[What you should do]
Give an exact transcription of every line, dropping the images.

[Data shown]
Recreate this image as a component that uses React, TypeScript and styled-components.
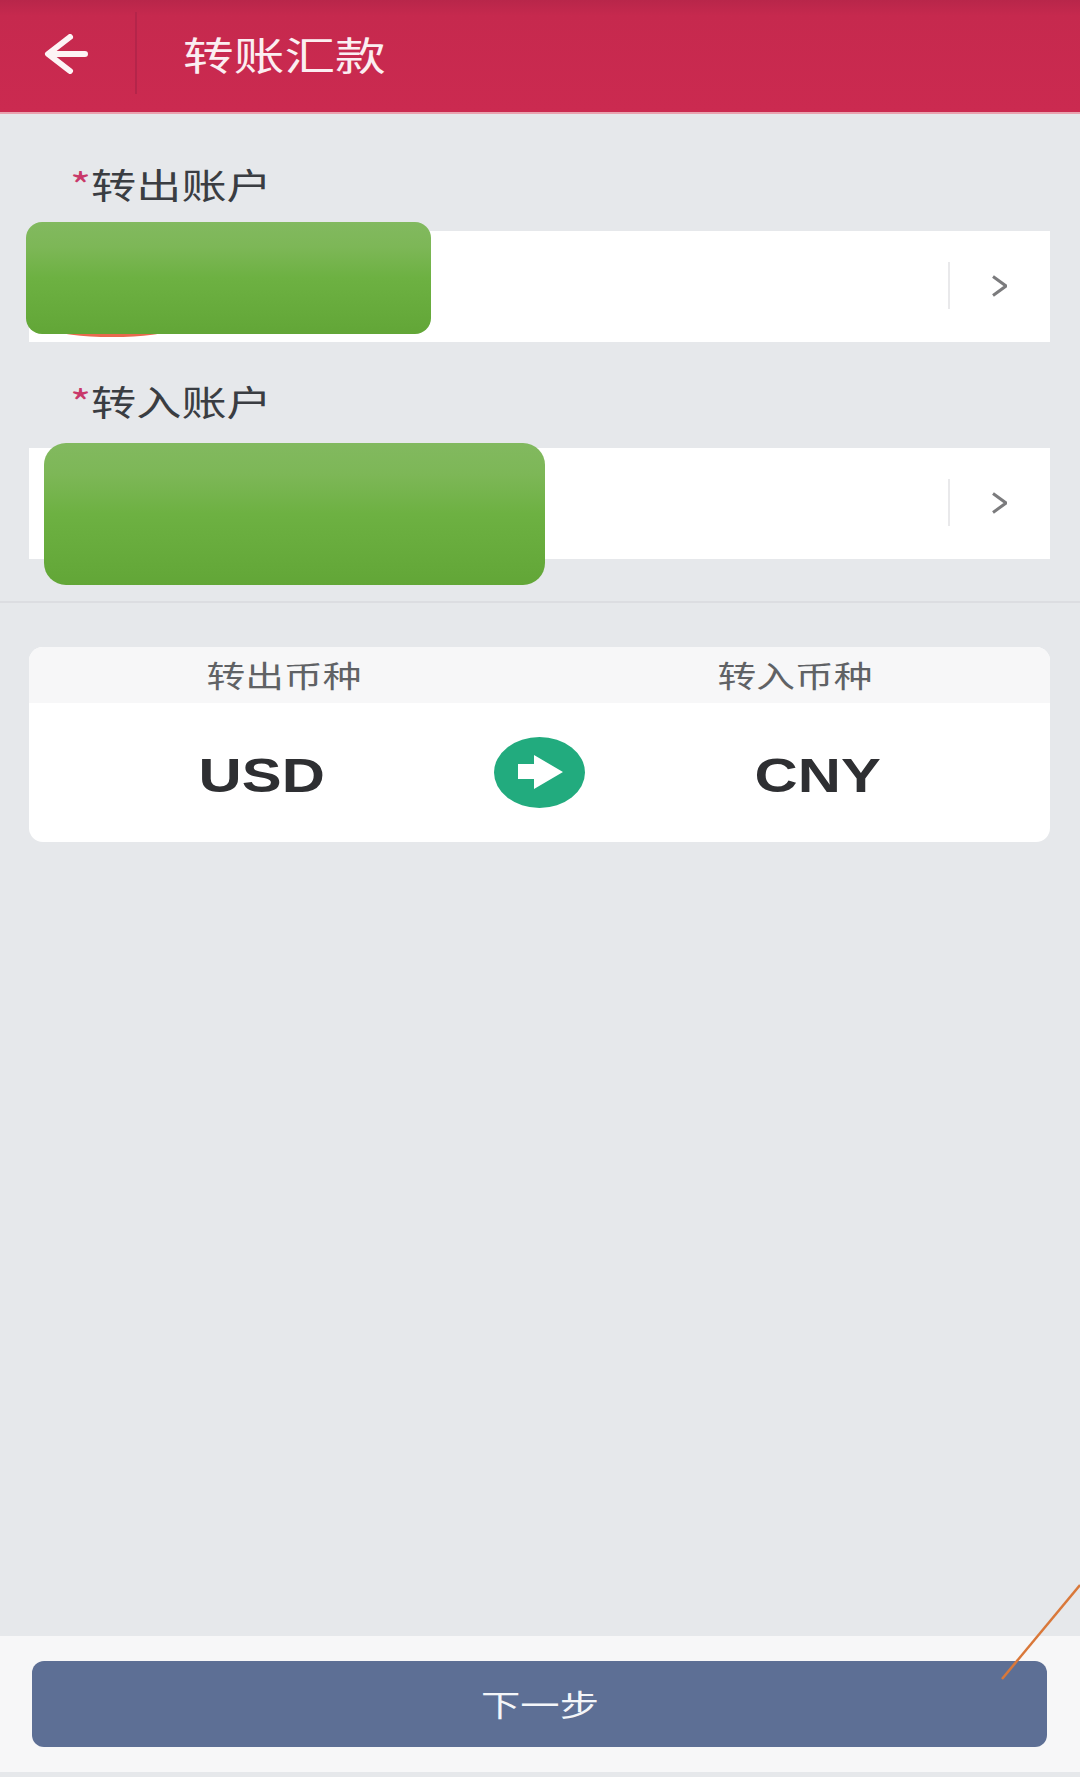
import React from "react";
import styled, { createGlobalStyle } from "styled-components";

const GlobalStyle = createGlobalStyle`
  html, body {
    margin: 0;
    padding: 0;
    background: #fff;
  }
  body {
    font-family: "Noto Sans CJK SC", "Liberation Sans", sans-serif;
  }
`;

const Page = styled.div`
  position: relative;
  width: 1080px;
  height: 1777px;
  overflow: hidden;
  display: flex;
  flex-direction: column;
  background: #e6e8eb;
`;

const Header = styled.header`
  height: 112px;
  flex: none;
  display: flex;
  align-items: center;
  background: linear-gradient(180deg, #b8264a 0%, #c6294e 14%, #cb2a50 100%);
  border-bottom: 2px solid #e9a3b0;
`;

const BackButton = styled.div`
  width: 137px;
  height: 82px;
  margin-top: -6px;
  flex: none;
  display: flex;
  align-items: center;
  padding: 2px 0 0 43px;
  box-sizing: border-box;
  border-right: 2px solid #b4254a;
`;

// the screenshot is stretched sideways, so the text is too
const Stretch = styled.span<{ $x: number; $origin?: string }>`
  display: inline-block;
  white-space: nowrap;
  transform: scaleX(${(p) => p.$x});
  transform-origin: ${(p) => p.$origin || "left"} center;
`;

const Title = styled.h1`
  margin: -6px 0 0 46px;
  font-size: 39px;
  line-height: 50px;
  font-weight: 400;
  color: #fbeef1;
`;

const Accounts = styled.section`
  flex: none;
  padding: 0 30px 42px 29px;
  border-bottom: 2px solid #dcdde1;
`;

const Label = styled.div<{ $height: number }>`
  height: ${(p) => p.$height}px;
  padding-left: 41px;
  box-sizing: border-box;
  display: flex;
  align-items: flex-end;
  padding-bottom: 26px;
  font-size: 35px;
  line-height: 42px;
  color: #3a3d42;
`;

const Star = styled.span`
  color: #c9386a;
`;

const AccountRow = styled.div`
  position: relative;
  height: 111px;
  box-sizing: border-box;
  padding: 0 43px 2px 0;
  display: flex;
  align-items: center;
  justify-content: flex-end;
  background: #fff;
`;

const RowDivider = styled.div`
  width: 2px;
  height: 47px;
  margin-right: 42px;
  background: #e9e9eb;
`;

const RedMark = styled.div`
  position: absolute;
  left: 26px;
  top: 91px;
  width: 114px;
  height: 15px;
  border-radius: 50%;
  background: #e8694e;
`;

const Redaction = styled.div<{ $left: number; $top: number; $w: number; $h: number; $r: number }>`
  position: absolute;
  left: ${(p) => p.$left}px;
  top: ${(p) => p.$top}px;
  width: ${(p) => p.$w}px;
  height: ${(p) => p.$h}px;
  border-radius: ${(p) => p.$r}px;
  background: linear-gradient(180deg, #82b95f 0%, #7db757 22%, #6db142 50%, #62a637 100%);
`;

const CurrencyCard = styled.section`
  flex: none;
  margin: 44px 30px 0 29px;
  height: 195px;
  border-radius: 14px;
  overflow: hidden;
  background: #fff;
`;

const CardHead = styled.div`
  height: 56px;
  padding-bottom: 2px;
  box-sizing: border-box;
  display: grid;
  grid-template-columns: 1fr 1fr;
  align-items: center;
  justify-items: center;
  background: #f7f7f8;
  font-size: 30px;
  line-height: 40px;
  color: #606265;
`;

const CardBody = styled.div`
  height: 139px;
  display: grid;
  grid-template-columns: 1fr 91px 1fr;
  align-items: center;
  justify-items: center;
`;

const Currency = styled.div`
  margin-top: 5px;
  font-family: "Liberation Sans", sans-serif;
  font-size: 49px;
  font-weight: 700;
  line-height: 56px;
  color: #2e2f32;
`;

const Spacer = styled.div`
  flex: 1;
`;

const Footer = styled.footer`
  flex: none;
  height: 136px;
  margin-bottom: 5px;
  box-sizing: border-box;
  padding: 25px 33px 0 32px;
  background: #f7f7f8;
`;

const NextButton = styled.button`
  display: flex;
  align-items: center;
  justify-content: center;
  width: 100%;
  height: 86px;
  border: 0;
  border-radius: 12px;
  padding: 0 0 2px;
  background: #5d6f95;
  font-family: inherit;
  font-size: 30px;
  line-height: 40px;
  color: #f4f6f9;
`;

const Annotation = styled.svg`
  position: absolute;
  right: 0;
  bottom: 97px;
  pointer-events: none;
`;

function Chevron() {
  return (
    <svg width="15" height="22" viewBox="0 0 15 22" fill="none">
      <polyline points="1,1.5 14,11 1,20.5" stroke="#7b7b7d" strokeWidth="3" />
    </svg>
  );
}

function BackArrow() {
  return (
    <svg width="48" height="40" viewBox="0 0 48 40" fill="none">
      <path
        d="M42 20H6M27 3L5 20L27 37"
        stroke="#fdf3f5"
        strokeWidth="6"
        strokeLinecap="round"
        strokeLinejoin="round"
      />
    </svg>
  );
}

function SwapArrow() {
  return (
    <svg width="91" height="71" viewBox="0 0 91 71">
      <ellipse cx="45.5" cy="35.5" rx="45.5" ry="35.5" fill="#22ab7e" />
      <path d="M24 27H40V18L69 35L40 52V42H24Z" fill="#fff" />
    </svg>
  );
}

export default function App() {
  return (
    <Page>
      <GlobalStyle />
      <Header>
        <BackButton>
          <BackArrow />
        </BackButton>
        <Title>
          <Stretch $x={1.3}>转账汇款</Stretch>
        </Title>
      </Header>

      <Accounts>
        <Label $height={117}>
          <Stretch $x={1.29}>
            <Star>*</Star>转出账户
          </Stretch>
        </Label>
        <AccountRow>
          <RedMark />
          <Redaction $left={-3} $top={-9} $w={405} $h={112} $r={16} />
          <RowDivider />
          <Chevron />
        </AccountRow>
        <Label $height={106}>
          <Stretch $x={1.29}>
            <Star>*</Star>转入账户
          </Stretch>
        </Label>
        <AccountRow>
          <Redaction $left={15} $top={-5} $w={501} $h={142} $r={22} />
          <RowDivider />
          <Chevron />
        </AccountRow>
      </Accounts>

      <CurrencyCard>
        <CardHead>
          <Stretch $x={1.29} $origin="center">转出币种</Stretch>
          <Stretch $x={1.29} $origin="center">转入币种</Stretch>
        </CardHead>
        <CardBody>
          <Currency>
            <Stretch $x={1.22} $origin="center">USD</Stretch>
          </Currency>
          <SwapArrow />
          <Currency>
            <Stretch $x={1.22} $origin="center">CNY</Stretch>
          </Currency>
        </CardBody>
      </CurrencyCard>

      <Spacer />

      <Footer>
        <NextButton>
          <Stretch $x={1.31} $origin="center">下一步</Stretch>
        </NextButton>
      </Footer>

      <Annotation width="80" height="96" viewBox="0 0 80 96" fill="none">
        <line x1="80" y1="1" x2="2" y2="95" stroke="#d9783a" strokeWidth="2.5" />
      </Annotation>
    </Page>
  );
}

[Worked solution]
Recreate this image as a component that uses React, TypeScript and styled-components.
import React from "react";
import styled, { createGlobalStyle } from "styled-components";

const GlobalStyle = createGlobalStyle`
  html, body {
    margin: 0;
    padding: 0;
    background: #fff;
  }
  body {
    font-family: "Noto Sans CJK SC", "Liberation Sans", sans-serif;
  }
`;

const Page = styled.div`
  position: relative;
  width: 1080px;
  height: 1777px;
  overflow: hidden;
  display: flex;
  flex-direction: column;
  background: #e6e8eb;
`;

const Header = styled.header`
  height: 112px;
  flex: none;
  display: flex;
  align-items: center;
  background: linear-gradient(180deg, #b8264a 0%, #c6294e 14%, #cb2a50 100%);
  border-bottom: 2px solid #e9a3b0;
`;

const BackButton = styled.div`
  width: 137px;
  height: 82px;
  margin-top: -6px;
  flex: none;
  display: flex;
  align-items: center;
  padding: 2px 0 0 43px;
  box-sizing: border-box;
  border-right: 2px solid #b4254a;
`;

// the screenshot is stretched sideways, so the text is too
const Stretch = styled.span<{ $x: number; $origin?: string }>`
  display: inline-block;
  white-space: nowrap;
  transform: scaleX(${(p) => p.$x});
  transform-origin: ${(p) => p.$origin || "left"} center;
`;

const Title = styled.h1`
  margin: -6px 0 0 46px;
  font-size: 39px;
  line-height: 50px;
  font-weight: 400;
  color: #fbeef1;
`;

const Accounts = styled.section`
  flex: none;
  padding: 0 30px 42px 29px;
  border-bottom: 2px solid #dcdde1;
`;

const Label = styled.div<{ $height: number }>`
  height: ${(p) => p.$height}px;
  padding-left: 41px;
  box-sizing: border-box;
  display: flex;
  align-items: flex-end;
  padding-bottom: 26px;
  font-size: 35px;
  line-height: 42px;
  color: #3a3d42;
`;

const Star = styled.span`
  color: #c9386a;
`;

const AccountRow = styled.div`
  position: relative;
  height: 111px;
  box-sizing: border-box;
  padding: 0 43px 2px 0;
  display: flex;
  align-items: center;
  justify-content: flex-end;
  background: #fff;
`;

const RowDivider = styled.div`
  width: 2px;
  height: 47px;
  margin-right: 42px;
  background: #e9e9eb;
`;

const RedMark = styled.div`
  position: absolute;
  left: 26px;
  top: 91px;
  width: 114px;
  height: 15px;
  border-radius: 50%;
  background: #e8694e;
`;

const Redaction = styled.div<{ $left: number; $top: number; $w: number; $h: number; $r: number }>`
  position: absolute;
  left: ${(p) => p.$left}px;
  top: ${(p) => p.$top}px;
  width: ${(p) => p.$w}px;
  height: ${(p) => p.$h}px;
  border-radius: ${(p) => p.$r}px;
  background: linear-gradient(180deg, #82b95f 0%, #7db757 22%, #6db142 50%, #62a637 100%);
`;

const CurrencyCard = styled.section`
  flex: none;
  margin: 44px 30px 0 29px;
  height: 195px;
  border-radius: 14px;
  overflow: hidden;
  background: #fff;
`;

const CardHead = styled.div`
  height: 56px;
  padding-bottom: 2px;
  box-sizing: border-box;
  display: grid;
  grid-template-columns: 1fr 1fr;
  align-items: center;
  justify-items: center;
  background: #f7f7f8;
  font-size: 30px;
  line-height: 40px;
  color: #606265;
`;

const CardBody = styled.div`
  height: 139px;
  display: grid;
  grid-template-columns: 1fr 91px 1fr;
  align-items: center;
  justify-items: center;
`;

const Currency = styled.div`
  margin-top: 5px;
  font-family: "Liberation Sans", sans-serif;
  font-size: 49px;
  font-weight: 700;
  line-height: 56px;
  color: #2e2f32;
`;

const Spacer = styled.div`
  flex: 1;
`;

const Footer = styled.footer`
  flex: none;
  height: 136px;
  margin-bottom: 5px;
  box-sizing: border-box;
  padding: 25px 33px 0 32px;
  background: #f7f7f8;
`;

const NextButton = styled.button`
  display: flex;
  align-items: center;
  justify-content: center;
  width: 100%;
  height: 86px;
  border: 0;
  border-radius: 12px;
  padding: 0 0 2px;
  background: #5d6f95;
  font-family: inherit;
  font-size: 30px;
  line-height: 40px;
  color: #f4f6f9;
`;

const Annotation = styled.svg`
  position: absolute;
  right: 0;
  bottom: 97px;
  pointer-events: none;
`;

function Chevron() {
  return (
    <svg width="15" height="22" viewBox="0 0 15 22" fill="none">
      <polyline points="1,1.5 14,11 1,20.5" stroke="#7b7b7d" strokeWidth="3" />
    </svg>
  );
}

function BackArrow() {
  return (
    <svg width="48" height="40" viewBox="0 0 48 40" fill="none">
      <path
        d="M42 20H6M27 3L5 20L27 37"
        stroke="#fdf3f5"
        strokeWidth="6"
        strokeLinecap="round"
        strokeLinejoin="round"
      />
    </svg>
  );
}

function SwapArrow() {
  return (
    <svg width="91" height="71" viewBox="0 0 91 71">
      <ellipse cx="45.5" cy="35.5" rx="45.5" ry="35.5" fill="#22ab7e" />
      <path d="M24 27H40V18L69 35L40 52V42H24Z" fill="#fff" />
    </svg>
  );
}

export default function App() {
  return (
    <Page>
      <GlobalStyle />
      <Header>
        <BackButton>
          <BackArrow />
        </BackButton>
        <Title>
          <Stretch $x={1.3}>转账汇款</Stretch>
        </Title>
      </Header>

      <Accounts>
        <Label $height={117}>
          <Stretch $x={1.29}>
            <Star>*</Star>转出账户
          </Stretch>
        </Label>
        <AccountRow>
          <RedMark />
          <Redaction $left={-3} $top={-9} $w={405} $h={112} $r={16} />
          <RowDivider />
          <Chevron />
        </AccountRow>
        <Label $height={106}>
          <Stretch $x={1.29}>
            <Star>*</Star>转入账户
          </Stretch>
        </Label>
        <AccountRow>
          <Redaction $left={15} $top={-5} $w={501} $h={142} $r={22} />
          <RowDivider />
          <Chevron />
        </AccountRow>
      </Accounts>

      <CurrencyCard>
        <CardHead>
          <Stretch $x={1.29} $origin="center">转出币种</Stretch>
          <Stretch $x={1.29} $origin="center">转入币种</Stretch>
        </CardHead>
        <CardBody>
          <Currency>
            <Stretch $x={1.22} $origin="center">USD</Stretch>
          </Currency>
          <SwapArrow />
          <Currency>
            <Stretch $x={1.22} $origin="center">CNY</Stretch>
          </Currency>
        </CardBody>
      </CurrencyCard>

      <Spacer />

      <Footer>
        <NextButton>
          <Stretch $x={1.31} $origin="center">下一步</Stretch>
        </NextButton>
      </Footer>

      <Annotation width="80" height="96" viewBox="0 0 80 96" fill="none">
        <line x1="80" y1="1" x2="2" y2="95" stroke="#d9783a" strokeWidth="2.5" />
      </Annotation>
    </Page>
  );
}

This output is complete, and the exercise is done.